Structured questionnaires are simple to administer and relatively inexpensive to analyze. The
provision of alternative replies, at times, helps to understand the meaning of the question clearly.
But it have also limitations like, wide range of data and that too in respondent’s own words
cannot be obtained with structured questionnaires.

In open-ended questioners, questions and answers are not specified and comments in the
respondent’s own words are not held to the minimum. And there is a use open ended questions
like unstructured interview.
Merits of Questionnaire Method:
1. It’s very economical.
2. It’s a time saving process.
3. It covers the research in wide area.
4. It’s very suitable for special type of responses.
5. It is most reliable in special cases.
Demerits of Questionnaire Method:
1. Through this we get only limited responses.
2. Lack of personal contact.
3. Greater possibility of wrong answers.
4. Chances of receiving incomplete response are more.
5. Sometimes answers may be illegible.
6. It may be useless in many problems.

Questionnaire Design
Questionnaire design forms the central role in the data collection process as the questionnaire is
often the first point of contact with the respondent. Good questionnaire design is crucial in terms
of:
• encouraging the respondent to participate in the data collection; and
• Eliciting the required information from the respondent in a valid way.
The main objectives of a questionnaire are to:
• obtain accurate information from respondents;
• provide a logical structure to the questionnaire/ interview so that it flows smoothly;
• provide a standard form on which responses can be recorded; and
• Facilitate data entry and processing through the use of coding.
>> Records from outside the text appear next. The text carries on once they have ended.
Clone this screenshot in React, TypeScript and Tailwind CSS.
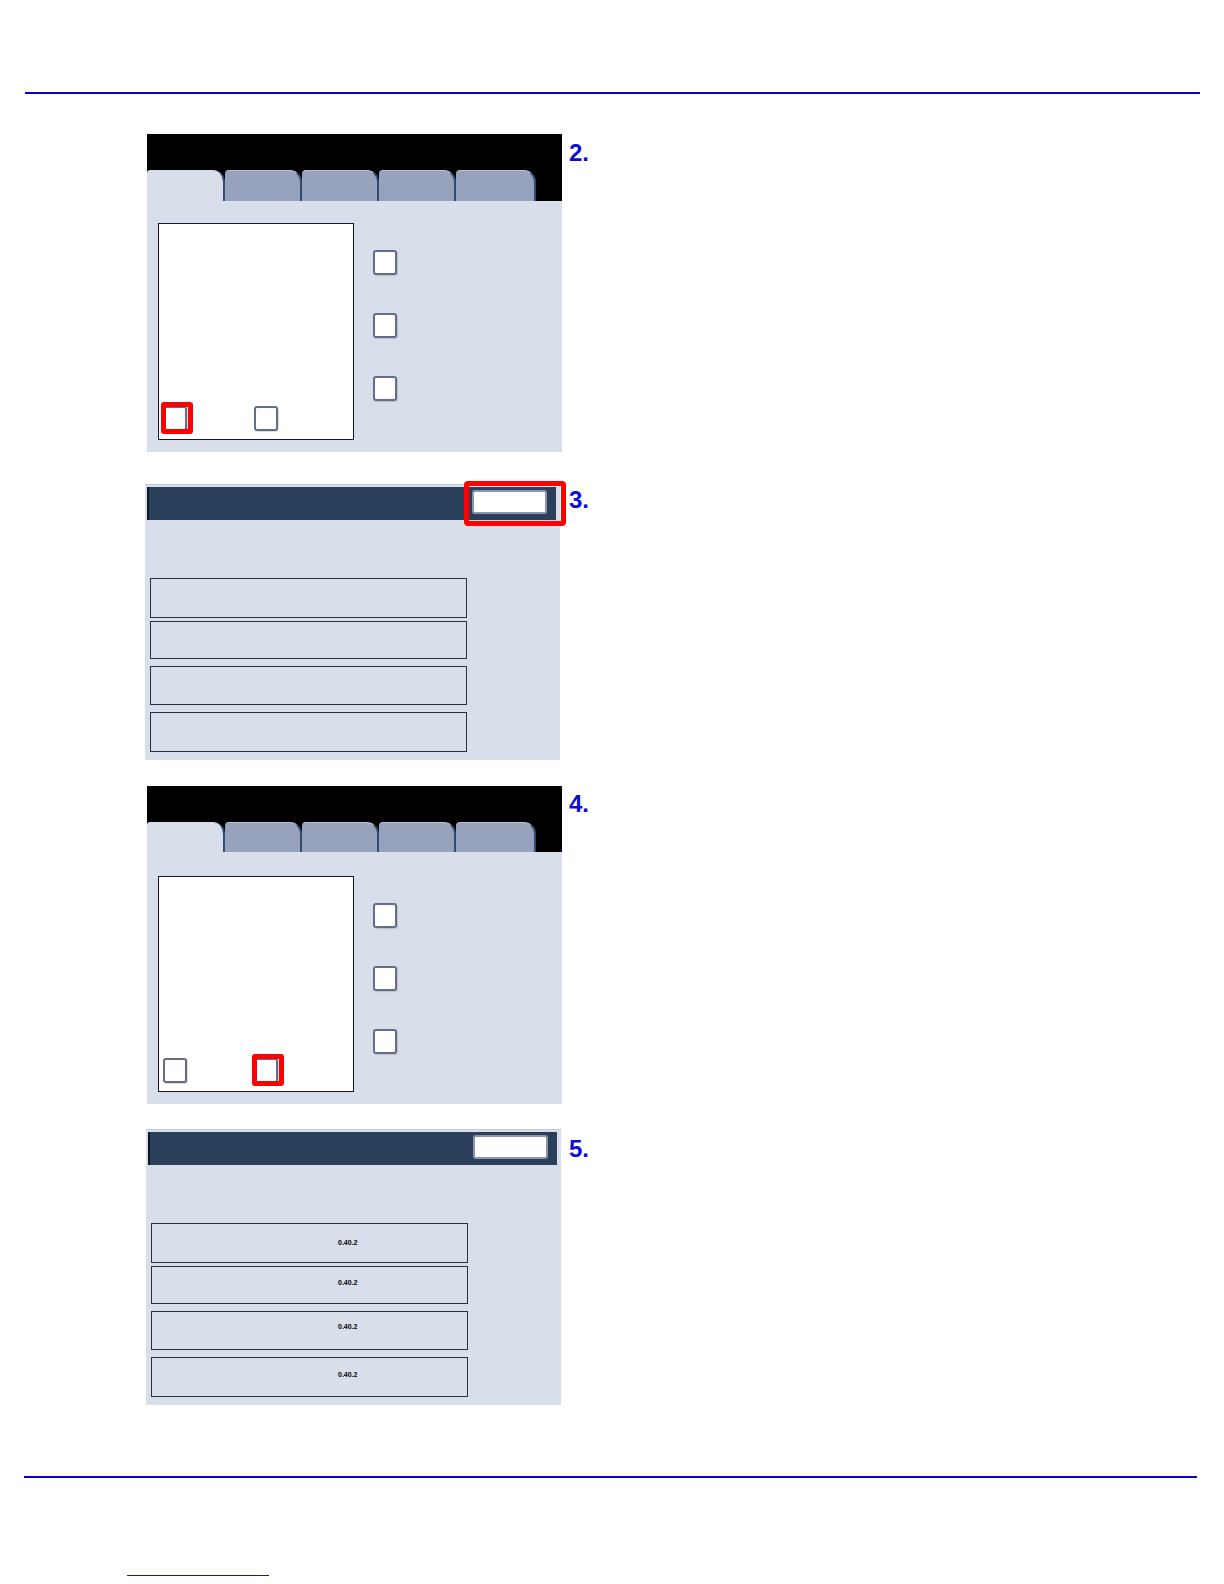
import React from "react";

type Side = "left" | "right";

const Checkbox = ({ marked = false }: { marked?: boolean }) => (
  <div className="relative w-[24px] h-[25px]">
    <div className="w-full h-full rounded-[3px] border-2 border-[#656d8c] bg-white shadow-[1px_1px_1px_rgba(0,0,0,0.15)]" />
    {/* Red call-out drawn over the checkbox */}
    {marked && (
      <div className="absolute -left-[2px] -top-[4px] w-[32px] h-[32px] rounded-[3px] border-[5px] border-[#ff0000]" />
    )}
  </div>
);

const tabClasses = ["w-[77px]", "w-[77px]", "w-[77px]", "w-[80px]"];

interface TabPanelProps {
  tabH: string;
  bodyH: string;
  boxTop: string;
  boxH: string;
  marked: Side;
}

const TabPanel = ({ tabH, bodyH, boxTop, boxH, marked }: TabPanelProps) => (
  <div className="w-[415px] bg-black pt-[36px]">
    {/* Tab strip */}
    <div className={`flex ${tabH}`}>
      <div className="w-[78px] h-full bg-[#d8deea] rounded-tl-[3px] rounded-tr-[12px] border-r-2 border-[#2f4d75]" />
      {tabClasses.map((w, i) => (
        <div
          key={i}
          className={`${w} h-full bg-[#97a2bc] rounded-tl-[4px] rounded-tr-[12px] border-t border-[#b9c2d4] border-r-2 border-r-[#2f4d75]`}
        />
      ))}
    </div>

    {/* Body */}
    <div className={`flex bg-[#d8deea] pl-[11px] ${bodyH} ${boxTop}`}>
      <div className={`w-[196px] ${boxH} bg-white border border-[#14143c] flex items-end gap-[67px] pl-[4px] pb-[8px]`}>
        <Checkbox marked={marked === "left"} />
        <Checkbox marked={marked === "right"} />
      </div>
      <div className="ml-[19px] mt-[27px] flex flex-col gap-[38px]">
        <Checkbox />
        <Checkbox />
        <Checkbox />
      </div>
    </div>
  </div>
);

const rows = [
  { h: "h-[40px]", mt: "mt-0", pb: "pb-[2px]" },
  { h: "h-[38px]", mt: "mt-[3px]", pb: "pb-[5px]" },
  { h: "h-[39px]", mt: "mt-[7px]", pb: "pb-[8px]" },
  { h: "h-[40px]", mt: "mt-[7px]", pb: "pb-[5px]" },
];

const HeaderPanel = ({ marked = false, label }: { marked?: boolean; label?: string }) => (
  <div className="relative w-[415px] h-[276px] bg-[#d8deea] pt-[2px] pl-[2px] pr-[4px] border-t border-[#c3ccdb]">
    <div className="h-[33px] bg-[#2a3f59] border-l-2 border-[#0d1624] flex justify-end items-start pt-[3px] pr-[9px]">
      <div className="w-[75px] h-[24px] rounded-[3px] bg-white border-2 border-[#8b94aa]" />
    </div>
    <div className="mt-[58px] pl-[3px] flex flex-col">
      {rows.map((r, i) => (
        <div
          key={i}
          className={`w-[317px] ${r.h} ${r.mt} border-[1.5px] border-[#2b3142] bg-[#d8deea] flex items-center pl-[186px] ${label ? r.pb : ""}`}
        >
          {label && <span className="text-[7px] font-bold text-black leading-none">{label}</span>}
        </div>
      ))}
    </div>
    {marked && (
      <div className="absolute left-[319px] -top-[4px] w-[102px] h-[45px] rounded-[4px] border-[5px] border-[#ff0000]" />
    )}
  </div>
);

const StepLabel = ({ n, top }: { n: number; top: string }) => (
  <div className={`${top} text-[24px] leading-none font-bold text-[#0b0bd6]`}>{n}.</div>
);

export default function App() {
  return (
    <div className="min-h-[1584px] bg-white pt-[92px] font-['Liberation_Sans',Arial,sans-serif]">
      <div className="ml-[25px] w-[1175px] h-[2px] bg-[#0000c8]" />

      <div className="pl-[145px]">
        {/* Step 2 */}
        <div className="mt-[40px] flex">
          <div className="w-[424px] pl-[2px]">
            <TabPanel tabH="h-[31px]" bodyH="h-[251px]" boxTop="pt-[22px]" boxH="h-[217px]" marked="left" />
          </div>
          <StepLabel n={2} top="mt-[7px]" />
        </div>

        {/* Step 3 */}
        <div className="mt-[32px] flex">
          <div className="w-[424px]">
            <HeaderPanel marked />
          </div>
          <StepLabel n={3} top="mt-[4px]" />
        </div>

        {/* Step 4 */}
        <div className="mt-[26px] flex">
          <div className="w-[424px] pl-[2px]">
            <TabPanel tabH="h-[30px]" bodyH="h-[252px]" boxTop="pt-[24px]" boxH="h-[216px]" marked="right" />
          </div>
          <StepLabel n={4} top="mt-[6px]" />
        </div>

        {/* Step 5 */}
        <div className="mt-[25px] flex">
          <div className="w-[424px] pl-[1px]">
            <HeaderPanel label="0.40.2" />
          </div>
          <StepLabel n={5} top="mt-[8px]" />
        </div>
      </div>

      <div className="mt-[71px] ml-[24px] w-[1173px] h-[2px] bg-[#0000d0]" />
      <div className="mt-[97px] ml-[127px] w-[142px] h-px bg-[#1a1a9a]" />
    </div>
  );
}
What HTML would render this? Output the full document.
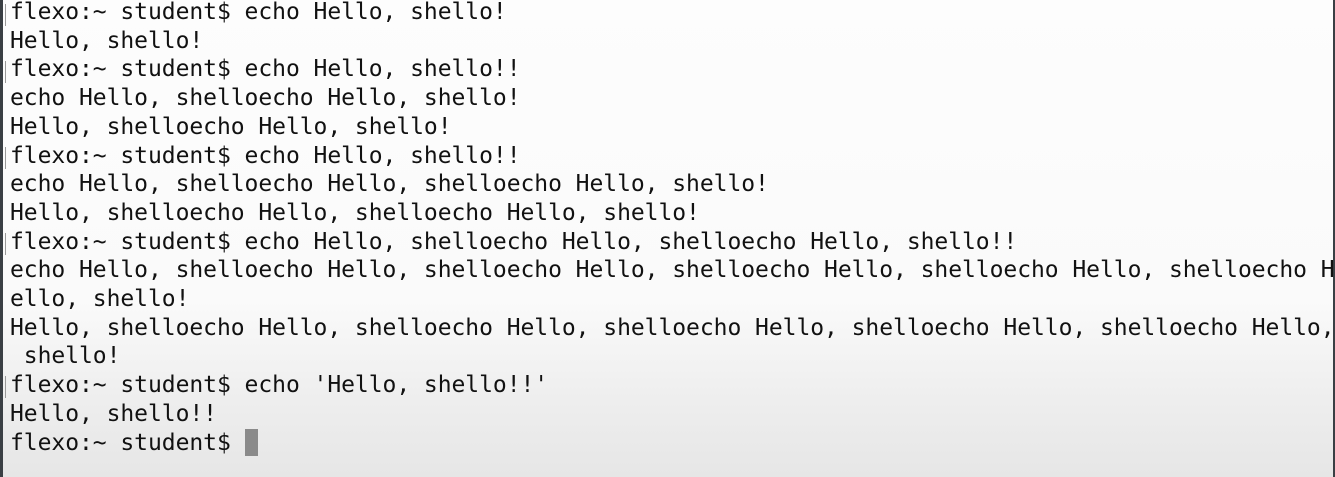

Principles of Questionnaire Design

When designing a questionnaire there are some general principles that should be considered.

I. Establishing the objectives of the data collection

When researchers design a data collection the first step that they will take is to decide what they
want to learn from the data collection as this will determine the objectives of the data collection.
The objectives help researchers decide who they need to collect data from and the data required.
If data collection objectives are unclear it is highly likely the data collected with be unclear. The
more specific the objectives, the more usable the data collected.
When we establish our objectives, we should list them, split them into topic areas and then
design questions based on these topics.

II. Overall layout of the questionnaire: Before you start to think about the questions that you
will ask it is important to consider what the overall layout of the questionnaire will be. Ideally
you want to ensure that the questionnaire is kept short and simple. This can be achieved by:
a. Minimizing Clutter: All questionnaires should be kept as uncluttered as possible.
Nearly all aspects of the questionnaire will require some response from the
respondent. This might simply be that they have to read the instructions or
questions, or they may have to assimilate what is needed in a response box. The
more cluttered a questionnaire is with text, graphics and symbols, the greater the
burden on the respondent. White space within a questionnaire should be
maximized; not only does it make the questionnaire easier to read but it is thought
that it will also help to relax the respondent.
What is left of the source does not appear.